The fifth and last kind is called "low-cost backstop," a policy based on a hypothetical low-cost technology for removing carbon dioxide from the atmosphere, or for producing energy without carbon dioxide emission, assuming that such a technology will become available at some specified future date. According to Nordhaus, this technology might include "low-cost solar power, geothermal energy, some nonintrusive climatic engineering, or genetically engineered carbon-eating trees."
Or biochar! The fact that it is never discussed seems insane, but I suspect what it really means is that those who reason about these things are years behind current technology and practice. That's understandable since so much is changing so fast. I'm sure that there are many, many things that I have never heard of that deeply impact these subjects.

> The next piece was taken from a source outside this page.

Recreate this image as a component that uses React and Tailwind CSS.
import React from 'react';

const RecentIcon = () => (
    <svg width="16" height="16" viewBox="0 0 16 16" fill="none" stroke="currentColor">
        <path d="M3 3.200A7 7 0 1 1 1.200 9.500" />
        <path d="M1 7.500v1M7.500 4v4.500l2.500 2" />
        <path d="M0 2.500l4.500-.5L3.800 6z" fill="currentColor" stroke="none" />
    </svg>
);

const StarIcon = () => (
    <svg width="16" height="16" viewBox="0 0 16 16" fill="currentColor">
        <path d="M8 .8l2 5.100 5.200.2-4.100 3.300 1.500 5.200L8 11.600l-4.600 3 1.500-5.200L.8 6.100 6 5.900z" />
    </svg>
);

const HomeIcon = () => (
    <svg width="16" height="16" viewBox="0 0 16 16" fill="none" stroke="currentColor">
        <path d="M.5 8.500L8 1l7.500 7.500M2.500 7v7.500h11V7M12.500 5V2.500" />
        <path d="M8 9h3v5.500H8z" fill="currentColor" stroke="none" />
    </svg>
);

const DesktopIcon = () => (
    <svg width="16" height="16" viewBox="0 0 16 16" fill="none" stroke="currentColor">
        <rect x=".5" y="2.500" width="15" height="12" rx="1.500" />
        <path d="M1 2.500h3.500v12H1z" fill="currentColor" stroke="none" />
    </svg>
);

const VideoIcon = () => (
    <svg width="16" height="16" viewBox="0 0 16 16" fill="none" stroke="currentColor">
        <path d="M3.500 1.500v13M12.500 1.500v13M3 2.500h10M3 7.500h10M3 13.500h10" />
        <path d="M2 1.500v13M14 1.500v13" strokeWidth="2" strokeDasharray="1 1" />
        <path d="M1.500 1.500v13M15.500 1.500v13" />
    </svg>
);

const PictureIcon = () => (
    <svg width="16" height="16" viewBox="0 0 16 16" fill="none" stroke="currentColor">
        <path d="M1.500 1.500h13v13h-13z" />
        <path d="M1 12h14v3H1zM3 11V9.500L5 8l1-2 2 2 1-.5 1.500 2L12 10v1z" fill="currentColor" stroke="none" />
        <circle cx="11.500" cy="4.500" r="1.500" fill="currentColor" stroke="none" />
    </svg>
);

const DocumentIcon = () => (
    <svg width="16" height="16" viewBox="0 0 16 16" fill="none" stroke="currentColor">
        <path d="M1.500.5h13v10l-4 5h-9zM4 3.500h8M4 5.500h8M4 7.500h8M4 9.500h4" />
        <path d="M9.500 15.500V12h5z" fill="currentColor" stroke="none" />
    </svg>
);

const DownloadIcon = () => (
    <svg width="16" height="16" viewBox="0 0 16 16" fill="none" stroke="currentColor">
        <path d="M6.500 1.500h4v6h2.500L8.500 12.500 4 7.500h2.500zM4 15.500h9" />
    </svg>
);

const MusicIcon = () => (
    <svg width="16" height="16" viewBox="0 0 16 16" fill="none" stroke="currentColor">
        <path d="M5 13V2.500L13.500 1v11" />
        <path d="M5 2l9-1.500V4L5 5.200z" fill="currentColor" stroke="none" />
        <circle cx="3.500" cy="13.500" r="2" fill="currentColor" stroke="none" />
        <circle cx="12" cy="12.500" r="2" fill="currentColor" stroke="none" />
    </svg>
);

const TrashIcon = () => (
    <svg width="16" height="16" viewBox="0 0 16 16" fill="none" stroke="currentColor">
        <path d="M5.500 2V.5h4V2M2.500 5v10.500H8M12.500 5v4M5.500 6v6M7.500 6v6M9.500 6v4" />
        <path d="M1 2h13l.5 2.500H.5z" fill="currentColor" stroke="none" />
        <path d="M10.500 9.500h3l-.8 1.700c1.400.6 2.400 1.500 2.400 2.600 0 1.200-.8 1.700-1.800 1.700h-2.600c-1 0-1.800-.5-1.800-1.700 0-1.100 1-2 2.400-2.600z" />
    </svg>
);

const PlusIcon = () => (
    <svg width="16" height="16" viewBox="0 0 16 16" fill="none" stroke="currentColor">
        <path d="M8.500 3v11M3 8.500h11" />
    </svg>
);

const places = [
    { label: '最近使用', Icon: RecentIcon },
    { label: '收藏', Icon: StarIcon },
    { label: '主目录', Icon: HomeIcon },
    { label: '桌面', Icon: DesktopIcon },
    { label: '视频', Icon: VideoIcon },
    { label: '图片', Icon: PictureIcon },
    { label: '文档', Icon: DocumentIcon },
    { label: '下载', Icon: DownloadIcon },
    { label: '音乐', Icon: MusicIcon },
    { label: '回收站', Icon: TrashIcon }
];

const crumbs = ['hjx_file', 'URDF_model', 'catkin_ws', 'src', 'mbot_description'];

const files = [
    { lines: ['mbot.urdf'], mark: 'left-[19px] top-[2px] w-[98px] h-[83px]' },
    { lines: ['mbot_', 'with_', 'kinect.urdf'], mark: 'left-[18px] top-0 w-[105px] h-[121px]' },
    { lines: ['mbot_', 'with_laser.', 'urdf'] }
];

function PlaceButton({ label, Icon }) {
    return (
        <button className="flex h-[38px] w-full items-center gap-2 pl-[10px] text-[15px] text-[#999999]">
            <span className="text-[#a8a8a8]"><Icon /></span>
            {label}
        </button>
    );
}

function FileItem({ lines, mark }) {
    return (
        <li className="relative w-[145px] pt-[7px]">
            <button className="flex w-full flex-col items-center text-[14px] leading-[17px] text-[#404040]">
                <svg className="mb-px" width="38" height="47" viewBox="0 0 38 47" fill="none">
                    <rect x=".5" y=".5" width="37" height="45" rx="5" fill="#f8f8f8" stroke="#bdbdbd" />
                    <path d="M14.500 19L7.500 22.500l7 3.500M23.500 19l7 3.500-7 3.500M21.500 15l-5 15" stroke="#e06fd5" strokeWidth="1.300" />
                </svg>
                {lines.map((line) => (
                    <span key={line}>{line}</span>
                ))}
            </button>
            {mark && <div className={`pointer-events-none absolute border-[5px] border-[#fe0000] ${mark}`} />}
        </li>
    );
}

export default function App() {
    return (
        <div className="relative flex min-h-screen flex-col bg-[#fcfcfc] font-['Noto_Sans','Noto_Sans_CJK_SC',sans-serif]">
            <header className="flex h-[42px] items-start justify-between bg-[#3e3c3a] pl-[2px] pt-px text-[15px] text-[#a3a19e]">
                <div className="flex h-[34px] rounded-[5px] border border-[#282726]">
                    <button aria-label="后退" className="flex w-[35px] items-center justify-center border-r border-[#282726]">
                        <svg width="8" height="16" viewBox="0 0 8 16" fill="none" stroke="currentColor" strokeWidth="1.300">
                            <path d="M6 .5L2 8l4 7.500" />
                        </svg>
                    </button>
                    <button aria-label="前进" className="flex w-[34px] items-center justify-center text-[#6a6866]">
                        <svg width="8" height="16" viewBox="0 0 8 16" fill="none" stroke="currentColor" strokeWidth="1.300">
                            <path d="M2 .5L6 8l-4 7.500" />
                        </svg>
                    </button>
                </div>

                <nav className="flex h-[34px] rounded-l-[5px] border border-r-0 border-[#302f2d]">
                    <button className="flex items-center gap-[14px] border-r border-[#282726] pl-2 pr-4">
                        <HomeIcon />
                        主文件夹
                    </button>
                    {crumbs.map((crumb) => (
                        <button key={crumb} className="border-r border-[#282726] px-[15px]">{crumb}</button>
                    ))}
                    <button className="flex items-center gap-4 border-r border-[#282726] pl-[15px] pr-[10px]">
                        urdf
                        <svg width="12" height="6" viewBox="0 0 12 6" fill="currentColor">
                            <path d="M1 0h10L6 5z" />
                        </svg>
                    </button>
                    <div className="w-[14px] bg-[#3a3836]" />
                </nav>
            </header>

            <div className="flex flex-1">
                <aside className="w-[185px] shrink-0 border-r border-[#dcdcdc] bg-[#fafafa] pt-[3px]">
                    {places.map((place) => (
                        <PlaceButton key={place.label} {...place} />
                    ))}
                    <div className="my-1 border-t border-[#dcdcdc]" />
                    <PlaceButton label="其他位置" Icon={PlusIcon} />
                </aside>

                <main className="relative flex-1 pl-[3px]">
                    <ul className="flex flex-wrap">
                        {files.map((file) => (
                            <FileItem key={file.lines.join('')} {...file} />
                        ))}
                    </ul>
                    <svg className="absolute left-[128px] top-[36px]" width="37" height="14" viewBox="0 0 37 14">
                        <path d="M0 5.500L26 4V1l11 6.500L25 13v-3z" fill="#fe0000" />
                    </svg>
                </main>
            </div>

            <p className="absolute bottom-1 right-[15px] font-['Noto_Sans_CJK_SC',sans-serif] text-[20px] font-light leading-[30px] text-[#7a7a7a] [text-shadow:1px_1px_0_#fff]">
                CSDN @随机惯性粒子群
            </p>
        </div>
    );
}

This is one of the reasons why I find the idea of political solutions of any sort to be ludicrous. By the time they can be enacted they are obsolete and counterproductive. As soon as they go into force they become the problem that most needs fixing. It's self punking. Literally doing nothing is better, though that's a theoretical null, an impossibility, since things are happening all of the time. People can't do nothing, though they can be stifled. In the end that's what political solutions amount to: preventing real solutions from being produced - by brute force.

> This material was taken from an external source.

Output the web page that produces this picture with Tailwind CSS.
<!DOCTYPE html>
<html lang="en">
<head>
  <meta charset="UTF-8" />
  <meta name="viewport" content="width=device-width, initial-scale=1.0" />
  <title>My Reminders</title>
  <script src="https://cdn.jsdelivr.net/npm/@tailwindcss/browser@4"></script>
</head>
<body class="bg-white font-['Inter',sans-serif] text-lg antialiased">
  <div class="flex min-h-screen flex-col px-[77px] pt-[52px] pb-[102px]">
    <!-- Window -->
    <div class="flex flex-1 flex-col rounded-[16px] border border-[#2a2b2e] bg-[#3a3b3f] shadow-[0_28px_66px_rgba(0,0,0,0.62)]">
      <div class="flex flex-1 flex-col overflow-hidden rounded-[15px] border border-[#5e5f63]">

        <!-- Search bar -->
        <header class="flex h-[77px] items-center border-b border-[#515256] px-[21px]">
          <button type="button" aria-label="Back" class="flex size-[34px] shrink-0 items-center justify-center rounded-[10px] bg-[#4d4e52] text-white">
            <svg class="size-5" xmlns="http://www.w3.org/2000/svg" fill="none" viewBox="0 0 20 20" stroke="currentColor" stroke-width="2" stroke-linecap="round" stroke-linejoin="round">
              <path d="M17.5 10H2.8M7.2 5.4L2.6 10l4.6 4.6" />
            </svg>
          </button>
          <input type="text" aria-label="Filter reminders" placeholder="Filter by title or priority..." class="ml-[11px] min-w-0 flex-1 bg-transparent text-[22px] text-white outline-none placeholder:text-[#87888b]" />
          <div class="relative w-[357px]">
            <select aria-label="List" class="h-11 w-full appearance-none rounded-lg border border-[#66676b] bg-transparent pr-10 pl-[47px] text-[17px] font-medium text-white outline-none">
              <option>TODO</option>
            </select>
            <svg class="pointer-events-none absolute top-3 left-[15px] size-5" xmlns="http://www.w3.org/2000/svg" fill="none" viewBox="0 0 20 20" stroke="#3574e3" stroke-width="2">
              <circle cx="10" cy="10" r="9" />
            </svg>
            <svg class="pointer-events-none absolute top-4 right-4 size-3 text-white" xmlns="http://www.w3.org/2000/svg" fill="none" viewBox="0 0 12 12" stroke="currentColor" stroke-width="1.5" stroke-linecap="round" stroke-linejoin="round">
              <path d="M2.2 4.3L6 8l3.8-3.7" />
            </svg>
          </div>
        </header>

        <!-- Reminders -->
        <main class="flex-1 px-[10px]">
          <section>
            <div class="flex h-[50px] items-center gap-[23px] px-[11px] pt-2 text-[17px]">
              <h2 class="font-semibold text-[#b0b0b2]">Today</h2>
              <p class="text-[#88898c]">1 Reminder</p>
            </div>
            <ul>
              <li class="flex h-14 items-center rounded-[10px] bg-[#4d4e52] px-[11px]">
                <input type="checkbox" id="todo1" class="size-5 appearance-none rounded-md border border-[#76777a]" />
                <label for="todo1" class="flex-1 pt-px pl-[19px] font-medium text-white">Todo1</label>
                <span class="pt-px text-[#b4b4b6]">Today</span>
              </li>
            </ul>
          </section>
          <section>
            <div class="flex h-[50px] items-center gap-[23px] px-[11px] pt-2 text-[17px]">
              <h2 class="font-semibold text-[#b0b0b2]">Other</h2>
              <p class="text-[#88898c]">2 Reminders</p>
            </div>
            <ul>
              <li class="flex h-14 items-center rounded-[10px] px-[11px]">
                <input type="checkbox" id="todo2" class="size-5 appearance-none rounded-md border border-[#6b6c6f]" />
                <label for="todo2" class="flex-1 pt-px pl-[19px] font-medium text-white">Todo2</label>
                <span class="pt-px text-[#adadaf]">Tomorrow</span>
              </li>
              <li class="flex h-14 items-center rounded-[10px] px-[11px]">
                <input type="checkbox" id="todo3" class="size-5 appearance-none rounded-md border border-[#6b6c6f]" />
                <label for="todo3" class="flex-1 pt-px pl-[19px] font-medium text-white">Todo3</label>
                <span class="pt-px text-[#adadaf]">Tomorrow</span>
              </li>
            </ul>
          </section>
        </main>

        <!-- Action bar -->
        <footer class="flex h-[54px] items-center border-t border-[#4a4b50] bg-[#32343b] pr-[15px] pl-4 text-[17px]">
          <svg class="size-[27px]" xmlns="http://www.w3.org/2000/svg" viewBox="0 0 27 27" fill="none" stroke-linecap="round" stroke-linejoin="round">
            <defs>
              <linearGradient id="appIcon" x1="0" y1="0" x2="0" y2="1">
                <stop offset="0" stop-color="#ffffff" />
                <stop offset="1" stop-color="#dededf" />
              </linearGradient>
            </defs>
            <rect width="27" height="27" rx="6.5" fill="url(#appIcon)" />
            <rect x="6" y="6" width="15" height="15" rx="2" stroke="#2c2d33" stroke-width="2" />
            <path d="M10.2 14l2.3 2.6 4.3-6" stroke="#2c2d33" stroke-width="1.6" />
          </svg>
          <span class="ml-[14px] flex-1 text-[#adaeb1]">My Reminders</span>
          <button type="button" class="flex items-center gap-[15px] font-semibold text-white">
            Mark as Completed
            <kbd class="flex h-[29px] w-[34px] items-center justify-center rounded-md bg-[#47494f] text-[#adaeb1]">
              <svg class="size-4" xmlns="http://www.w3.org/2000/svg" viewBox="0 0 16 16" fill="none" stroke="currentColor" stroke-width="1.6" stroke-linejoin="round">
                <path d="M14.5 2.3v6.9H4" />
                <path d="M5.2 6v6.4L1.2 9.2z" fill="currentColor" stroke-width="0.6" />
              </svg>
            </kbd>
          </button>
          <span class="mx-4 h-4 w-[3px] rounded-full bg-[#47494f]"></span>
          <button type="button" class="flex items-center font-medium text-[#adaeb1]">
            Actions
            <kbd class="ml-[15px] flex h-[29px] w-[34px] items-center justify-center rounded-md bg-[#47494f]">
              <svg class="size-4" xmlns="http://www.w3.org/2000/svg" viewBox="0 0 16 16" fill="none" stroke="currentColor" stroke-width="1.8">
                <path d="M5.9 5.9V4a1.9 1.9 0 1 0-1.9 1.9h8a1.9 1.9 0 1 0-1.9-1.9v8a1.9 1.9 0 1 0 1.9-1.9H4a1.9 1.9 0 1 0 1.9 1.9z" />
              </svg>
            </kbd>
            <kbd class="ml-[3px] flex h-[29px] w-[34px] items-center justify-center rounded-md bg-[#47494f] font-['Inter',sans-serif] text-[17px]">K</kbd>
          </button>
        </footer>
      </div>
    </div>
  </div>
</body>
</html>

Dyson concludes the Nordhaus review:

It is likely that biotechnology will dominate our lives and our economic activities during the second half of the twenty-first century, just as computer technology dominated our lives and our economy during the second half of the twentieth. Biotechnology could be a great equalizer, spreading wealth over the world wherever there is land and air and water and sunlight. This has nothing to do with the misguided efforts that are now being made to reduce carbon emissions by growing corn and converting it into ethanol fuel. The ethanol program fails to reduce emissions and incidentally hurts poor people all over the world by raising the price of food. After we have mastered biotechnology, the rules of the climate game will be radically changed. In a world economy based on biotechnology, some low-cost and environmentally benign backstop to carbon emissions is likely to become a reality.
The Zedillo book is a collection of essays presenting a wide variety of views of the post-Kyoto world. It provides Dyson an opportunity to discuss the misbehavior of climate scientists and politicians. They are not interested in science, discovery or knowledge. They are on a mission and all objections are ignored. Environmentalists, of course, get a few whacks too.
Much of the public has come to believe that anyone who is skeptical about the dangers of global warming is an enemy of the environment. The skeptics now have the difficult task of convincing the public that the opposite is true. Many of the skeptics are passionate environmentalists. They are horrified to see the obsession with global warming distracting public attention from what they see as more serious and more immediate dangers to the planet, including problems of nuclear weaponry, environmental degradation, and social injustice. Whether they turn out to be right or wrong, their arguments on these issues deserve to be heard.
Deserve doesn't seem to be the right word here. We need open and insightful discussion of all of these issues. Failure has consequences.

Update:

A Familiar Pattern

What do Real Climate and Joseph Romm do? Rather than engage the substance of the policy arguments, they go on the attack, with Real Climate using the term "b#ll&hit" and Romm "unmitigated disinformation." Of course the policy issues that they don't like -- discount rates, cost estimates, air capture -- all come from Nordhaus, not Dyson. But rather than engage the substance they viciously attack an individual.
I have no problem with attacking individuals, but it isn't a substitute for engagement with substance. When both are done I have no objection.

Update:

Derek Lowe says many of the same things, better.